A Windows Shell flaw used by the Stuxnet worm continues to pose problems years after it was patched. Nick Lewis explains how the flaw exposes enterprise security shortcomings.

The old adage about lies can aptly describe the information security industry: There are lies, damned lies, and statistics. The source of the data, how it is counted, and how it is analyzed can greatly impact the conclusions. Expecting peer-reviewed academic quality research from industry vendors is a very high expectation that may be unreasonable for such reports, and many times enterprises need to use the best information available at the time given the existing resources to make decisions. That doesn't necessarily change the conclusions for an enterprise, but might make the conclusions highly dependent on specific scenarios where the enterprises need to carefully evaluate the data to see how it applies to their environment. The Windows Shell flaw used by Stuxnet is one of those vulnerabilities that require such careful evaluation for enterprises. The Windows Shell flaw used by Stuxnet has been included in many exploit kits and used by many attackers since it become public, and it continues to cause problems despite Microsoft issuing a patch in 2010.

Windows Shell flaw

Vulnerabilities and exploits can be used by basically any attacker, and even zero-day vulnerabilities may not be limited to just one attacker. Once an exploit has been included in an exploit toolkit, attackers will continue to use it until it stops being effective. Attackers are not going to burn a valuable zero-day unless it's the only way to achieve their goal; as a result, working exploits will continue to be used for a long time given the difficulties with enterprise patching. Kaspersky Lab reported on exploits from 2015 and 2016 and found that the Windows Shell flaw, also known as CVE-2010-2568, is still being used in attacks. In fact, Kaspersky found this particular flaw ranked first among popular exploits in terms of the number of users attacked during the two-year period.

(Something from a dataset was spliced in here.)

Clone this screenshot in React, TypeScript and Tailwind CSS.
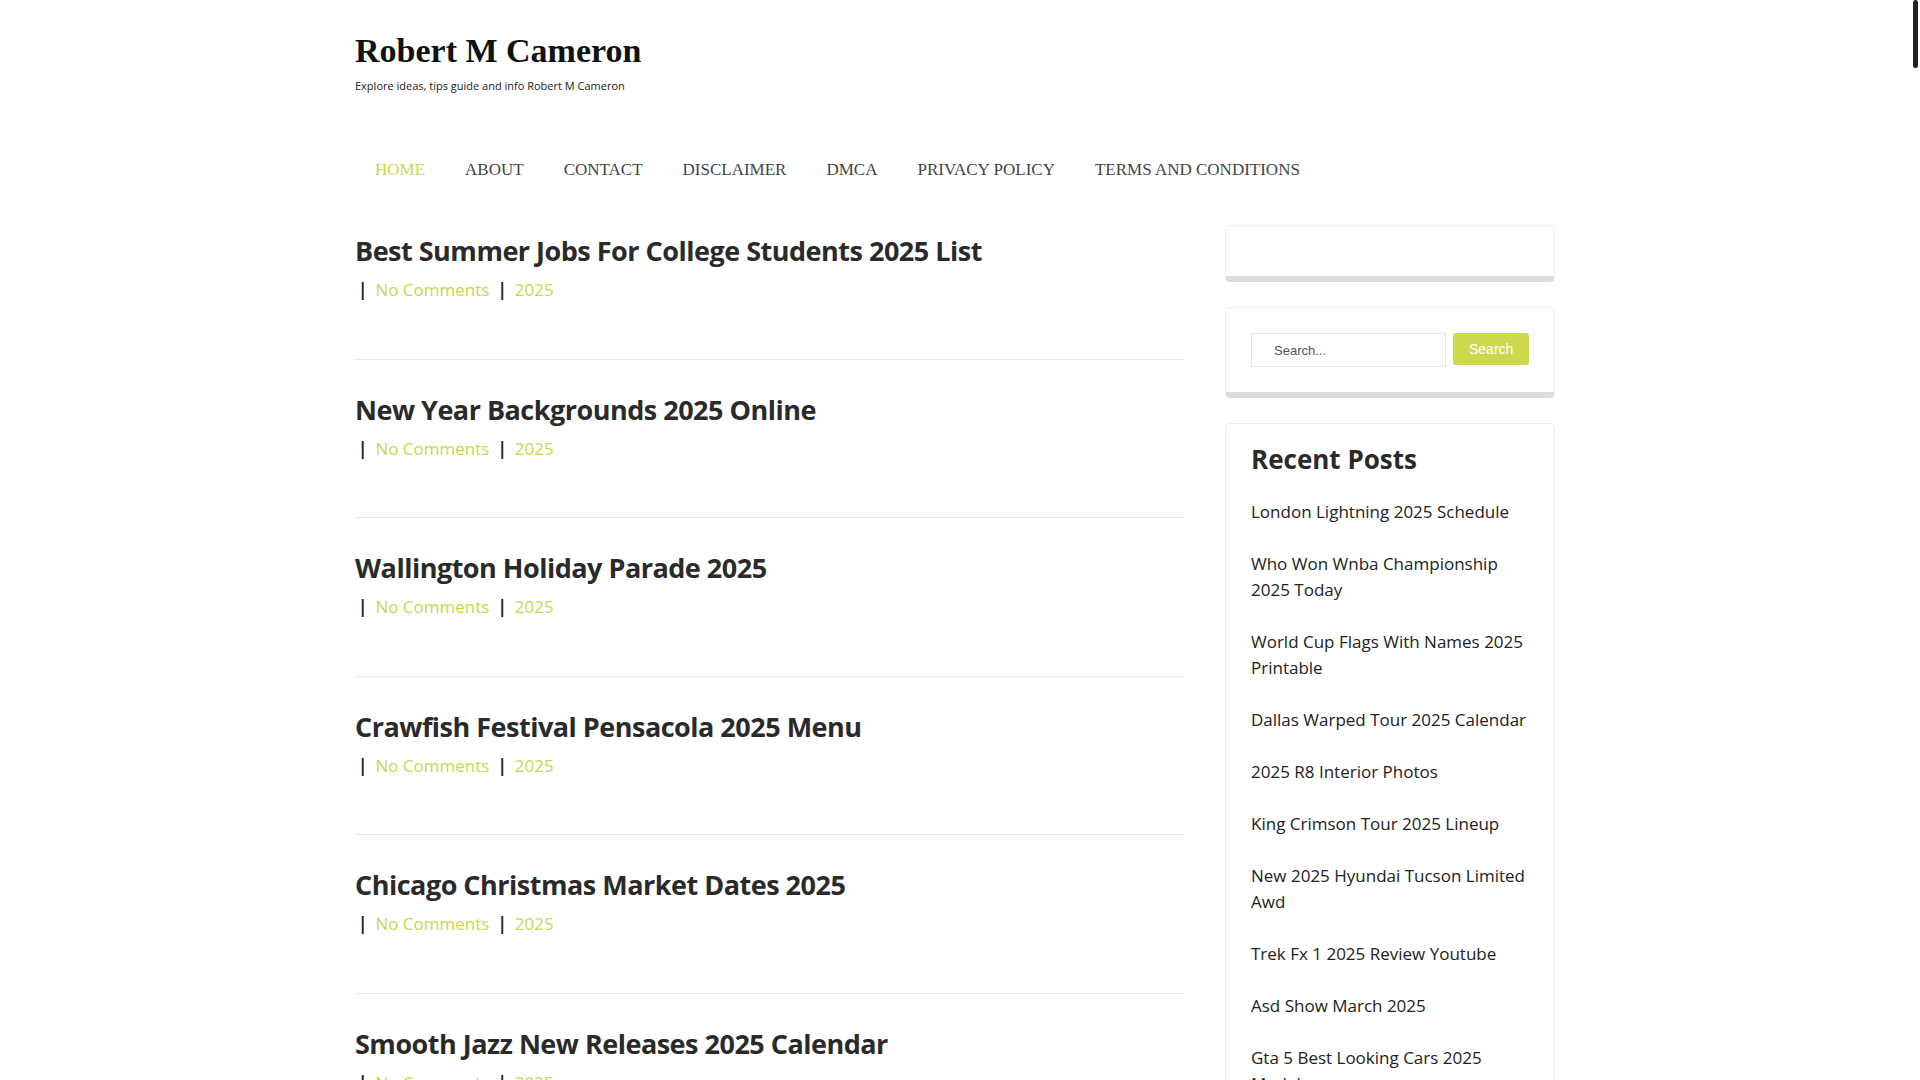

The specific vulnerability from 2010 used by Stuxnet is a Windows Shell vulnerability that allows unauthorized parties to remotely execute code; it is present in every version of Windows Explorer going back to Windows XP. Windows Explorer has functionality in .LNK files that can reference a different file and can include command-line options when executing the file. The .LNK file is treated like an executable file and in certain scenarios it will be automatically executed when browsing to a local or remote directory with Windows Explorer. This functionality is performing as designed and was developed prior to Microsoft's trustworthy computing efforts, which was specifically started to address insecure legacy Windows functionality like this. Since the exploit is abusing legitimate functionality, it has been difficult for enterprises and antimalware vendors to prevent it effectively without disabling the functionality. The loss of functionality may also be a factor for some enterprises to not apply the patch issued by Microsoft.

Enterprise responses

As reported by Kaspersky, the Windows Shell flaw wasn't the only aging vulnerability that's still being used against enterprises. There are several basic information security hygiene controls that need to be in place to protect against an attacker using flaws such as these. These are the same basic steps to protect against the Stuxnet malware. Enterprises should have effective vulnerability and patch management programs to make sure bugs that are actively being exploited are prioritized and remedied. They should also conduct regular risk/security assessments, security awareness training and implement anti-phishing and antimalware programs. These are all standard information security components that an enterprise should already have in place. Trying to implement advanced security controls and systems that assume the basics are already in place may be difficult, but critically evaluating the effectiveness of existing security controls and replacing modern security tools can have a significant impact.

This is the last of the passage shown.